What is being asked >> Copy each line that has the string "TypeScript" somewhere in it.

Raw data >>
▶
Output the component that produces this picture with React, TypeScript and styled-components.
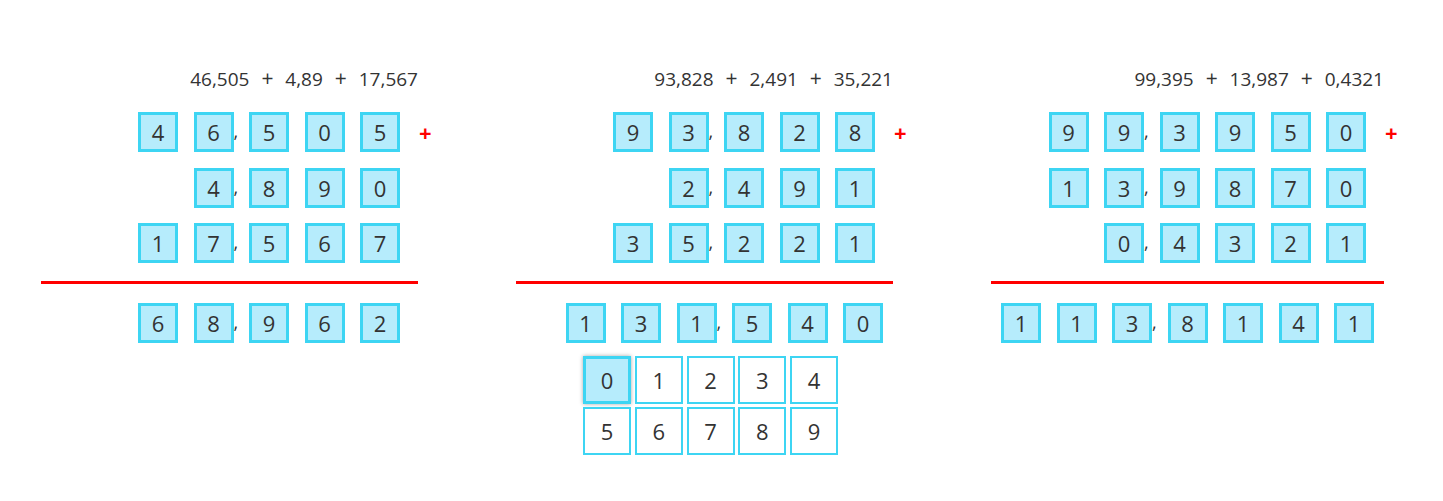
◀
▶
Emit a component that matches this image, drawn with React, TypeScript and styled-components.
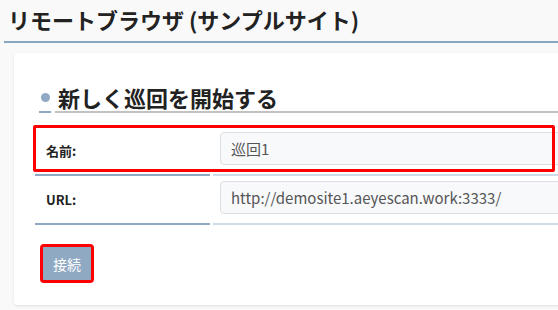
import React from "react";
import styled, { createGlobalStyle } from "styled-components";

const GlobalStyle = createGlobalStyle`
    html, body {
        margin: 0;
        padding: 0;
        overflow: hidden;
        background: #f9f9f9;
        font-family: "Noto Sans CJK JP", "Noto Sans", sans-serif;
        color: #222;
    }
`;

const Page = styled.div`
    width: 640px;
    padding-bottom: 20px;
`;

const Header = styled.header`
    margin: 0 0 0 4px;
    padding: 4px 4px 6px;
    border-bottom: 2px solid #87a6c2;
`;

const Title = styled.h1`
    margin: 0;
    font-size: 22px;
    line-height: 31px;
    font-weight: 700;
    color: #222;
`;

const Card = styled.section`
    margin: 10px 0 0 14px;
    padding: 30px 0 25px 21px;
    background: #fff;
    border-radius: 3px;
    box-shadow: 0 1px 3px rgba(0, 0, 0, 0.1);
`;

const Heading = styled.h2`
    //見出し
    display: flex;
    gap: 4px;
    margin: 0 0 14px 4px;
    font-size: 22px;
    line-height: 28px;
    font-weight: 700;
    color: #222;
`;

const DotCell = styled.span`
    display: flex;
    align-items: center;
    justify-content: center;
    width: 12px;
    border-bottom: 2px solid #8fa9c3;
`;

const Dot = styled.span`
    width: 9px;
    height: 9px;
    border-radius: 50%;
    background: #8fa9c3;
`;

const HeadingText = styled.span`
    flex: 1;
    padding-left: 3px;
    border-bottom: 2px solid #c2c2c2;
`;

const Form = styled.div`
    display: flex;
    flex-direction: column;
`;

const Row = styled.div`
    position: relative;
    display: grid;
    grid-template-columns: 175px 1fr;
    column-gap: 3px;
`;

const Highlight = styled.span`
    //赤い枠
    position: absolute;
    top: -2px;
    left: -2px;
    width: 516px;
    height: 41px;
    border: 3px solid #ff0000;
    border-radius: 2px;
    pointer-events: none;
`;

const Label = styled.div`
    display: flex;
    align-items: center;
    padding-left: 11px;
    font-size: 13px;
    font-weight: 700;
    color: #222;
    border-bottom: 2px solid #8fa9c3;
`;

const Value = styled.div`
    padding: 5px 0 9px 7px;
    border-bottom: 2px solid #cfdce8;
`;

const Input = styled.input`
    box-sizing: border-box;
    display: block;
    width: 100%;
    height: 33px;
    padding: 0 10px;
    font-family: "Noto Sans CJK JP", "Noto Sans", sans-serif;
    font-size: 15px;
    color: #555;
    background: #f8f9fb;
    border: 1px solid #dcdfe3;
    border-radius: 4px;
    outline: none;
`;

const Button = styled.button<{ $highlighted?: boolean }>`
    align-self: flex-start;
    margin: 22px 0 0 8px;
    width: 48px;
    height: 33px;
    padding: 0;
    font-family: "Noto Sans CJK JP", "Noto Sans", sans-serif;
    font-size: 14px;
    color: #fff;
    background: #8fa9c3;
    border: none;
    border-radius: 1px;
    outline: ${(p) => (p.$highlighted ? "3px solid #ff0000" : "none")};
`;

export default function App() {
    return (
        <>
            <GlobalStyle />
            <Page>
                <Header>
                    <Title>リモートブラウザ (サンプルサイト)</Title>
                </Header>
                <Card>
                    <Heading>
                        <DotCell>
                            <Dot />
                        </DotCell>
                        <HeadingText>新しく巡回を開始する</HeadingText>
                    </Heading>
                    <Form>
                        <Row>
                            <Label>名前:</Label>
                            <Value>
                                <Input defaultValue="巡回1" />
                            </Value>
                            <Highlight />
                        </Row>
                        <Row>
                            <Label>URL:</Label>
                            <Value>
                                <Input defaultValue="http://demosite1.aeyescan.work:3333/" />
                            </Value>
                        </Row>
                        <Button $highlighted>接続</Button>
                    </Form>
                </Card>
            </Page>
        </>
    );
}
◀
Exercise solution >>
Output the component that produces this picture with React, TypeScript and styled-components.
Emit a component that matches this image, drawn with React, TypeScript and styled-components.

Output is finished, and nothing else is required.